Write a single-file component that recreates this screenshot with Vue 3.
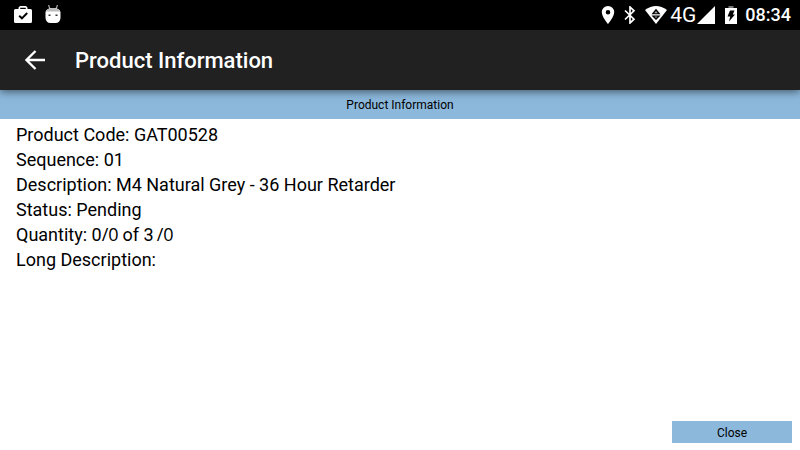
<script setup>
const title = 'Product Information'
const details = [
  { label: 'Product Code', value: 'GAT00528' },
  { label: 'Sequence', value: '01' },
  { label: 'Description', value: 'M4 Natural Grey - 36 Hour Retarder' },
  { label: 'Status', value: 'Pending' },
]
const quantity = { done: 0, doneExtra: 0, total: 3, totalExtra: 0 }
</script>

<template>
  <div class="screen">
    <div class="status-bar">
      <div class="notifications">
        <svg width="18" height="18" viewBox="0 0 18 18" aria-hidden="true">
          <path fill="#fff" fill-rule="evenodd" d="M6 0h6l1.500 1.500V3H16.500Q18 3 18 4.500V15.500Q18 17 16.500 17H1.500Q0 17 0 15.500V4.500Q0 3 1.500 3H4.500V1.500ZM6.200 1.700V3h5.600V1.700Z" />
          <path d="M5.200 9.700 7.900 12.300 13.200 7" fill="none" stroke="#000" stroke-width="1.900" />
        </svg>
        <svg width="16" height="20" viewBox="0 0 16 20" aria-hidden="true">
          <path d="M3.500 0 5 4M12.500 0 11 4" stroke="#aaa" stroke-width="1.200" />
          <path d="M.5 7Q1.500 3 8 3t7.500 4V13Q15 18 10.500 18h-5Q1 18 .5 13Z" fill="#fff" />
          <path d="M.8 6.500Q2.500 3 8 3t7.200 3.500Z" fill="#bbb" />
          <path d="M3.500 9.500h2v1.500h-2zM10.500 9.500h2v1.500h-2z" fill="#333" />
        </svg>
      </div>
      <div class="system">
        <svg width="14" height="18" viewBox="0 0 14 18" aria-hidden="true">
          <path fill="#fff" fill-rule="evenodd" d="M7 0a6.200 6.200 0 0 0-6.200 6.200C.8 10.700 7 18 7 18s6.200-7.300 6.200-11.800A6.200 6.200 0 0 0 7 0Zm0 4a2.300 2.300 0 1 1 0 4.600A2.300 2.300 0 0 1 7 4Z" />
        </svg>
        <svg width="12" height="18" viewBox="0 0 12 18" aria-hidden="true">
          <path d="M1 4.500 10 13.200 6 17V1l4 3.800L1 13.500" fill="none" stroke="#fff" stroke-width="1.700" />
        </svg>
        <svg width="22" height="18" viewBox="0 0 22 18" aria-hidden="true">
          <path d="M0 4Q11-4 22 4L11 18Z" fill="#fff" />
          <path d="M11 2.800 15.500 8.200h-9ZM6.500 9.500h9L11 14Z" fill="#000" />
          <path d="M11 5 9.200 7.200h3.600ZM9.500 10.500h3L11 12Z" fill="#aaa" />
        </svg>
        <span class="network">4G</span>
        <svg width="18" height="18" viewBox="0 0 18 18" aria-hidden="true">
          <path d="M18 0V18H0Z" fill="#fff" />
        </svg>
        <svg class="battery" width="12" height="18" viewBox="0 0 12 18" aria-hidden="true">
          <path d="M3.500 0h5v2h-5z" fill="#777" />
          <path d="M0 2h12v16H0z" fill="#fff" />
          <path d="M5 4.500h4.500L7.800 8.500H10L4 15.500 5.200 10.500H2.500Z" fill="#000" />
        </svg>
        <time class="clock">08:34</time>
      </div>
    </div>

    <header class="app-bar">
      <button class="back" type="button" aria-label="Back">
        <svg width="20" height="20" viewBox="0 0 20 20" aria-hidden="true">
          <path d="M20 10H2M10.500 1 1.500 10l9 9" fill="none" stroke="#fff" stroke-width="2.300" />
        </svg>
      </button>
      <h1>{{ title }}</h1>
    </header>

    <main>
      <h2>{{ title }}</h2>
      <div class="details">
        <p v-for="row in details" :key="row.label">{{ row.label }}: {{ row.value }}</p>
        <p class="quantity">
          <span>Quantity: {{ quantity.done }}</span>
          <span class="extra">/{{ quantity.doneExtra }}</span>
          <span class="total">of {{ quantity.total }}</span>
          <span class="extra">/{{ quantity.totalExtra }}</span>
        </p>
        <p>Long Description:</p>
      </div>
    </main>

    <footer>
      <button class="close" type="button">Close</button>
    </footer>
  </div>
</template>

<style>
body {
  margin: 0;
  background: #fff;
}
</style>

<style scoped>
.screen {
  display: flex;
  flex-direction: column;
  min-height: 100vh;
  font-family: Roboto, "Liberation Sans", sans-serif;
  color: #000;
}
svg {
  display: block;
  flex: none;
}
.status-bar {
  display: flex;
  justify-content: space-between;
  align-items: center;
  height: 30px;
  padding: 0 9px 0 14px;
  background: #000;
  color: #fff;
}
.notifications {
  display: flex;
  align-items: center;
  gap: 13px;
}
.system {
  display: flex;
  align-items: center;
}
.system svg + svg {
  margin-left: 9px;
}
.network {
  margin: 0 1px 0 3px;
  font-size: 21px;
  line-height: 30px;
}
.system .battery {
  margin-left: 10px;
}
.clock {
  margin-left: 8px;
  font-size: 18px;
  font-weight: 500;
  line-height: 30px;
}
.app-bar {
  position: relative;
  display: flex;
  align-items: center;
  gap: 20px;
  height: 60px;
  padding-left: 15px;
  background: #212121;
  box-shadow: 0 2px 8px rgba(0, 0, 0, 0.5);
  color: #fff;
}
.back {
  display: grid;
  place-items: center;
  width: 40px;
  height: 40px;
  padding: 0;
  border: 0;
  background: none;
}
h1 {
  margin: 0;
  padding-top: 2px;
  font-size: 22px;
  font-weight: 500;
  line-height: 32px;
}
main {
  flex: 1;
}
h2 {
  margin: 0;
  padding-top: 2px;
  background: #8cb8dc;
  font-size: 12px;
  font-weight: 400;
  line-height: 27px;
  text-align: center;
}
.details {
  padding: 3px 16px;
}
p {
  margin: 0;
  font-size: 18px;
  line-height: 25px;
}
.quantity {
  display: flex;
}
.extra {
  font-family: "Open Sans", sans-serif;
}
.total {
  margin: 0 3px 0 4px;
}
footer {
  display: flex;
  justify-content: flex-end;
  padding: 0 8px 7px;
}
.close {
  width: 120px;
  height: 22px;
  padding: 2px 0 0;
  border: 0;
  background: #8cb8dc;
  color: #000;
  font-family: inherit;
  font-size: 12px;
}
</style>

YOUR INSTRUCTIONS →
Leave out all pictures, then copy the remaining material exactly.

WRITTEN ANSWER →
Write a single-file component that recreates this screenshot with Vue 3.
<script setup>
const title = 'Product Information'
const details = [
  { label: 'Product Code', value: 'GAT00528' },
  { label: 'Sequence', value: '01' },
  { label: 'Description', value: 'M4 Natural Grey - 36 Hour Retarder' },
  { label: 'Status', value: 'Pending' },
]
const quantity = { done: 0, doneExtra: 0, total: 3, totalExtra: 0 }
</script>

<template>
  <div class="screen">
    <div class="status-bar">
      <div class="notifications">
        <svg width="18" height="18" viewBox="0 0 18 18" aria-hidden="true">
          <path fill="#fff" fill-rule="evenodd" d="M6 0h6l1.500 1.500V3H16.500Q18 3 18 4.500V15.500Q18 17 16.500 17H1.500Q0 17 0 15.500V4.500Q0 3 1.500 3H4.500V1.500ZM6.200 1.700V3h5.600V1.700Z" />
          <path d="M5.200 9.700 7.900 12.300 13.200 7" fill="none" stroke="#000" stroke-width="1.900" />
        </svg>
        <svg width="16" height="20" viewBox="0 0 16 20" aria-hidden="true">
          <path d="M3.500 0 5 4M12.500 0 11 4" stroke="#aaa" stroke-width="1.200" />
          <path d="M.5 7Q1.500 3 8 3t7.500 4V13Q15 18 10.500 18h-5Q1 18 .5 13Z" fill="#fff" />
          <path d="M.8 6.500Q2.500 3 8 3t7.200 3.500Z" fill="#bbb" />
          <path d="M3.500 9.500h2v1.500h-2zM10.500 9.500h2v1.500h-2z" fill="#333" />
        </svg>
      </div>
      <div class="system">
        <svg width="14" height="18" viewBox="0 0 14 18" aria-hidden="true">
          <path fill="#fff" fill-rule="evenodd" d="M7 0a6.200 6.200 0 0 0-6.200 6.200C.8 10.700 7 18 7 18s6.200-7.300 6.200-11.800A6.200 6.200 0 0 0 7 0Zm0 4a2.300 2.300 0 1 1 0 4.600A2.300 2.300 0 0 1 7 4Z" />
        </svg>
        <svg width="12" height="18" viewBox="0 0 12 18" aria-hidden="true">
          <path d="M1 4.500 10 13.200 6 17V1l4 3.800L1 13.500" fill="none" stroke="#fff" stroke-width="1.700" />
        </svg>
        <svg width="22" height="18" viewBox="0 0 22 18" aria-hidden="true">
          <path d="M0 4Q11-4 22 4L11 18Z" fill="#fff" />
          <path d="M11 2.800 15.500 8.200h-9ZM6.500 9.500h9L11 14Z" fill="#000" />
          <path d="M11 5 9.200 7.200h3.600ZM9.500 10.500h3L11 12Z" fill="#aaa" />
        </svg>
        <span class="network">4G</span>
        <svg width="18" height="18" viewBox="0 0 18 18" aria-hidden="true">
          <path d="M18 0V18H0Z" fill="#fff" />
        </svg>
        <svg class="battery" width="12" height="18" viewBox="0 0 12 18" aria-hidden="true">
          <path d="M3.500 0h5v2h-5z" fill="#777" />
          <path d="M0 2h12v16H0z" fill="#fff" />
          <path d="M5 4.500h4.500L7.800 8.500H10L4 15.500 5.200 10.500H2.500Z" fill="#000" />
        </svg>
        <time class="clock">08:34</time>
      </div>
    </div>

    <header class="app-bar">
      <button class="back" type="button" aria-label="Back">
        <svg width="20" height="20" viewBox="0 0 20 20" aria-hidden="true">
          <path d="M20 10H2M10.500 1 1.500 10l9 9" fill="none" stroke="#fff" stroke-width="2.300" />
        </svg>
      </button>
      <h1>{{ title }}</h1>
    </header>

    <main>
      <h2>{{ title }}</h2>
      <div class="details">
        <p v-for="row in details" :key="row.label">{{ row.label }}: {{ row.value }}</p>
        <p class="quantity">
          <span>Quantity: {{ quantity.done }}</span>
          <span class="extra">/{{ quantity.doneExtra }}</span>
          <span class="total">of {{ quantity.total }}</span>
          <span class="extra">/{{ quantity.totalExtra }}</span>
        </p>
        <p>Long Description:</p>
      </div>
    </main>

    <footer>
      <button class="close" type="button">Close</button>
    </footer>
  </div>
</template>

<style>
body {
  margin: 0;
  background: #fff;
}
</style>

<style scoped>
.screen {
  display: flex;
  flex-direction: column;
  min-height: 100vh;
  font-family: Roboto, "Liberation Sans", sans-serif;
  color: #000;
}
svg {
  display: block;
  flex: none;
}
.status-bar {
  display: flex;
  justify-content: space-between;
  align-items: center;
  height: 30px;
  padding: 0 9px 0 14px;
  background: #000;
  color: #fff;
}
.notifications {
  display: flex;
  align-items: center;
  gap: 13px;
}
.system {
  display: flex;
  align-items: center;
}
.system svg + svg {
  margin-left: 9px;
}
.network {
  margin: 0 1px 0 3px;
  font-size: 21px;
  line-height: 30px;
}
.system .battery {
  margin-left: 10px;
}
.clock {
  margin-left: 8px;
  font-size: 18px;
  font-weight: 500;
  line-height: 30px;
}
.app-bar {
  position: relative;
  display: flex;
  align-items: center;
  gap: 20px;
  height: 60px;
  padding-left: 15px;
  background: #212121;
  box-shadow: 0 2px 8px rgba(0, 0, 0, 0.5);
  color: #fff;
}
.back {
  display: grid;
  place-items: center;
  width: 40px;
  height: 40px;
  padding: 0;
  border: 0;
  background: none;
}
h1 {
  margin: 0;
  padding-top: 2px;
  font-size: 22px;
  font-weight: 500;
  line-height: 32px;
}
main {
  flex: 1;
}
h2 {
  margin: 0;
  padding-top: 2px;
  background: #8cb8dc;
  font-size: 12px;
  font-weight: 400;
  line-height: 27px;
  text-align: center;
}
.details {
  padding: 3px 16px;
}
p {
  margin: 0;
  font-size: 18px;
  line-height: 25px;
}
.quantity {
  display: flex;
}
.extra {
  font-family: "Open Sans", sans-serif;
}
.total {
  margin: 0 3px 0 4px;
}
footer {
  display: flex;
  justify-content: flex-end;
  padding: 0 8px 7px;
}
.close {
  width: 120px;
  height: 22px;
  padding: 2px 0 0;
  border: 0;
  background: #8cb8dc;
  color: #000;
  font-family: inherit;
  font-size: 12px;
}
</style>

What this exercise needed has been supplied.